Today, the Pakistan Bureau of Statistics secretary confirms that Rs600 million have been released, and by January another Rs1.2bn will be released. He insists the exercise is fully on track but is now entirely conditional upon the army agreeing to provide the manpower for security. “We did whatever we could do,” he says with reference to the groundwork necessary for the census exercise. Mauzas need to be surveyed, census blocks need to be updated, digitised maps of urban areas need to be prepared. “Where possible, we have updated the information, where it was not possible, we will proceed with the older blocks, but the census exercise will not be delayed on account of these things,” he insists.

If the census is actually held on time, or even with some delays, it will be a big win for the PML-N government, especially if the results do not become controversial. The lack of a census has hampered policymaking and implementation for over a decade now, and if the year 2015 ends up being a turning point in this extended stalemate over the exercise, it will be a big positive coming out of the year.

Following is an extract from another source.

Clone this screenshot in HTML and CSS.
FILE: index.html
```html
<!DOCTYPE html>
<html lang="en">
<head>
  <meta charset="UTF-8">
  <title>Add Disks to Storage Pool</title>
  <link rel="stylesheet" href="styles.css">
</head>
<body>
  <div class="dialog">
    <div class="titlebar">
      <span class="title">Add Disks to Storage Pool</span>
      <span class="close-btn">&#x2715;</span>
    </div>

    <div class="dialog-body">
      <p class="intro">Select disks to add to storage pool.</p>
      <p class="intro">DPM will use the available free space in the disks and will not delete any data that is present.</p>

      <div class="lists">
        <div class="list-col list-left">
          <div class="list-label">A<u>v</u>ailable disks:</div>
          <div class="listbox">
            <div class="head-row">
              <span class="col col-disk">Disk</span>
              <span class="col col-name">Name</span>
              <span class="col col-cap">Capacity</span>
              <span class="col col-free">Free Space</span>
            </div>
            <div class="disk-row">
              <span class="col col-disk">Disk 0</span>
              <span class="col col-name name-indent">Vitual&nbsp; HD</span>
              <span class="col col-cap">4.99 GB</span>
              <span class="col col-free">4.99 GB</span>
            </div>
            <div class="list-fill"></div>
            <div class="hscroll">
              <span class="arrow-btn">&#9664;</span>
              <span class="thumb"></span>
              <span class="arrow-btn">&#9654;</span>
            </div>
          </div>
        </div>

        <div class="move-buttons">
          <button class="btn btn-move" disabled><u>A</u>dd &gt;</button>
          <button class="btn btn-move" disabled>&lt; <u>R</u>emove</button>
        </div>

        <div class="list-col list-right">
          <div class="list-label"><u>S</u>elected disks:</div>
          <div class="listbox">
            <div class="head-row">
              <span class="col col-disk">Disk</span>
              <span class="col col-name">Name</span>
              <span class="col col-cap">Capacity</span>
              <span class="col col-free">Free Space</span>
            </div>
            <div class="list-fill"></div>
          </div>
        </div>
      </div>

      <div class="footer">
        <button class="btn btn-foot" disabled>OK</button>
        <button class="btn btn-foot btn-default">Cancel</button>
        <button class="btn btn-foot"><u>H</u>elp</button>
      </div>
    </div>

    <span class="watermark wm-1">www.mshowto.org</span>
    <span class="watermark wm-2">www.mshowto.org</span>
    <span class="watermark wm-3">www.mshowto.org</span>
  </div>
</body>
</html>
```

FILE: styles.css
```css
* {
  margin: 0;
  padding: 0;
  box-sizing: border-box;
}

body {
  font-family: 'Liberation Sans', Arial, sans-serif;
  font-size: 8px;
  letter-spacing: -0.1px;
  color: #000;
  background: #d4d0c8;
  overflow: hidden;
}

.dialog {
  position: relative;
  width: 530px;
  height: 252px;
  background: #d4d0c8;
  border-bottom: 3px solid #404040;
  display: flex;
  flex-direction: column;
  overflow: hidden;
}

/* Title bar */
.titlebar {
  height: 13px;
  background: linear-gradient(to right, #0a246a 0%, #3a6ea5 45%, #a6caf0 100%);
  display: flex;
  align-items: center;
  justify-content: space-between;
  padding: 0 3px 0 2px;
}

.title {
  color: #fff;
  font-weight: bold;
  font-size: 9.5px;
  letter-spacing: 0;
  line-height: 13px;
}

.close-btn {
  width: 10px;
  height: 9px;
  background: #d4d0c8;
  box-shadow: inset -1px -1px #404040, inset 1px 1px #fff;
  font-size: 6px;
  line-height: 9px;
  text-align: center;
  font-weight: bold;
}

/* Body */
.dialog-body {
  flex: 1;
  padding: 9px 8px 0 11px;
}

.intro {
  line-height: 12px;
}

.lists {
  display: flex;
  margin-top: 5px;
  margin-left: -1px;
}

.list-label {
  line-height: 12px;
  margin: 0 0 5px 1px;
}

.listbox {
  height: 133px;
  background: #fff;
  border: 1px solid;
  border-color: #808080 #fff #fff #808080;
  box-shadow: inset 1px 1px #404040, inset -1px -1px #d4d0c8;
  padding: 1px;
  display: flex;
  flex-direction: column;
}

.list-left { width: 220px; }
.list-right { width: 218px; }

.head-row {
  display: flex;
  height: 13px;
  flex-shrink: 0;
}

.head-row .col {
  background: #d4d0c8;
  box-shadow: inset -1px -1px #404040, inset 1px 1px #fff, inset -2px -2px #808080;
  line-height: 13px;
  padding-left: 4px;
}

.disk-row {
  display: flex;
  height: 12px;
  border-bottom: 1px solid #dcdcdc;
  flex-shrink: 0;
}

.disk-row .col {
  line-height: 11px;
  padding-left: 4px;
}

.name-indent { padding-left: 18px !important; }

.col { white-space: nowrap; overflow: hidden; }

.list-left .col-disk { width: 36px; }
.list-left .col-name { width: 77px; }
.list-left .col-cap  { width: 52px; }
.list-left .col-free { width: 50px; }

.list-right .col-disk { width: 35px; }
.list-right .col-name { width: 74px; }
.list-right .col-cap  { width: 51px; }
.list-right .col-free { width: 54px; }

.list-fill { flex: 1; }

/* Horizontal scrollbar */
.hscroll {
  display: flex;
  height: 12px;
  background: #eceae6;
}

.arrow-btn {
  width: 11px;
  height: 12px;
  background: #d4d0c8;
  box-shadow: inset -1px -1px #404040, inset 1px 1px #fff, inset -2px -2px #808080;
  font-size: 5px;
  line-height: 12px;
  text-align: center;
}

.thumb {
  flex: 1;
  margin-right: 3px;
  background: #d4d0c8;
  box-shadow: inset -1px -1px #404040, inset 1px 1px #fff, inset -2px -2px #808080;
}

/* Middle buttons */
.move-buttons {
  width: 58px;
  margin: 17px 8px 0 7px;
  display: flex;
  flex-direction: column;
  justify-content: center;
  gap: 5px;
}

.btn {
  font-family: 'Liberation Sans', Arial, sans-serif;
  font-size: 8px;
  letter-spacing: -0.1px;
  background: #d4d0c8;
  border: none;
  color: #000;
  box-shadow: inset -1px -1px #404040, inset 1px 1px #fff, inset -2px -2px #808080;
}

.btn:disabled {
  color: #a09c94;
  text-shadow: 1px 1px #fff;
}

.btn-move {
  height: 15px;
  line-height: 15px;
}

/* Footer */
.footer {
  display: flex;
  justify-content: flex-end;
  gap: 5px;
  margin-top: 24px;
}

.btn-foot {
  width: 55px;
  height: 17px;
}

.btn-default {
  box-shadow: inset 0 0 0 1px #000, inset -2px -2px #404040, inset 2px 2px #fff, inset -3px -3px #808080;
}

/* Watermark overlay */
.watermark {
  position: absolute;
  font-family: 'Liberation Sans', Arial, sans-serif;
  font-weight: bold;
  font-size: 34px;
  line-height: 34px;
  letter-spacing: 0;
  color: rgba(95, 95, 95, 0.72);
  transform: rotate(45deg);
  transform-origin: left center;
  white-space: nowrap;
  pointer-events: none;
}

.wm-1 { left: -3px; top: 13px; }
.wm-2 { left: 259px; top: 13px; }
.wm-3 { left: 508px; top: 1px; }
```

We can debate the larger macroeconomic questions of 2015 all over again — the rising debt burden, the anaemic growth, the fall in foreign investment and exports and so on. But the issues that are structural in nature and that can actually help break the quagmire that our economic status quo is turning into, are issues like security, political stability, centre-province relations, stable government finances, and updated census information. The year 2015 served up a mixed bag of accomplishments on these fronts, but on the balance, more opportunities were lost than were seized. Let’s hope 2016 is an improvement.